If the Yankees don't win, (George Steinbrenner) will fire a lot more little people and plant stories about (Joe) Torre and (Derek) Jeter and (Brian) Cashman and Mike Mussina. But in the end, if the Yankees don't win, it will be Steinbrenner who will be the laughingstock of the baseball world. What a shame. What a way to live. Or win.

As good as they've been, the Yankees could easily have been knocked out in the first round of the postseason three straight years. In fact, in the first round over the last three years the Yanks are 7-7 against the A's (2000 and 2001) and Angels (2002).

Oakland could win it all this fall with their Big Three, or if Boston ever got in, they could as well if Pedro Martinez and Derek Lowe are at full throttle ... and that's without thinking about Bartolo Colon. Expos GM Omar Minaya says Colon "would make the Red Sox better than the Yankees on paper right now" because Boston arguably would have three of the AL East's four best starters, with Toronto's Roy Halladay being the fourth.

If Torre and Yankees GM Brian Cashman and senior vice president of baseball operations Mark Newman are allowed to do their work, the Yankees will be fine; they won four world championships on talent, character, logic and good management, not madcap spending that puts them 50 percent above the next highest spender. But now this is the '80s George, sending representatives to Nicaragua and suggesting their jobs were on the line if they didn't bring back Contreras, firing scouts and office staff to save money, cutting back on health benefits ... then throwing around $166 million (they're over $100 million in salary commitments in 2004 and 2005) so someone will write that he's a great man because he wants to win at any cost.
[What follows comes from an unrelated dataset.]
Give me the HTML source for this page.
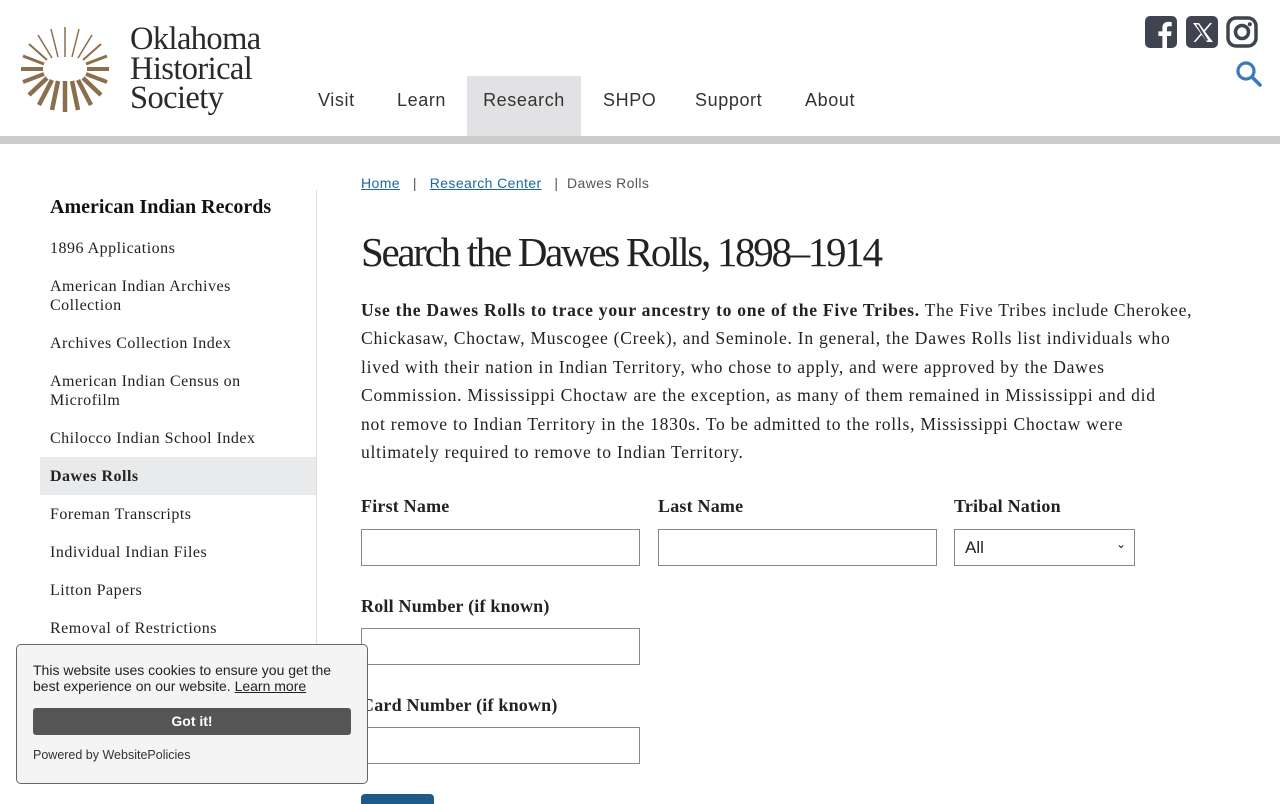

What Steinbrenner has bought is no room for error. If the Yankees win, fine. George Steinbrenner will have bought New York a championship. That was expected and demanded.

If the Yankees don't win, he will fire a lot more little people and plant stories about Torre and Jeter and Cashman and Mike Mussina. But in the end, if the Yankees don't win, it will be Steinbrenner who will be the laughingstock of the baseball world. What a shame. What a way to live. Or win.

Steinbrenner just doesn't get it
What Steinbrenner doesn't understand is who and what beat his Yankees last October. Had he watched, he would have seen:

  • Why Cashman always wanted Darin Erstad, who led the Angels by sheer determination, enabling Angels manager Mike Scioscia to sell the notion of unselfishness because Erstad cares only about winning and proved it with his rocket homer off Giants reliever Tim Worrell in the eighth inning of World Series Game 6 (right around the time he broke his hand) that he can rise to any occasion. There is no statistic or dollar figure that applies to Erstad.

  • David Eckstein proved that grit, intelligence, instincts and energy are more important than name.

  • John Lackey and Francisco Rodriguez proved that sometimes you have to provide room for the season to evolve, and that talent will often beat experience.

  • The pure, unexpected joy of winning is more fun and more conducive to winning than the weight of unlimited expectation.

  • Players do make huge improvements from year to year, as evidenced by Scott Spiezio and Adam Kennedy.

  • That scouting and development matter, in Anaheim's case, the foundation laid by Bill Bavasi and Bob Fontaine Jr.

  • That sometimes ownership is wise to allow baseball folks to run the baseball operation, and ownership run the theme parks and networks.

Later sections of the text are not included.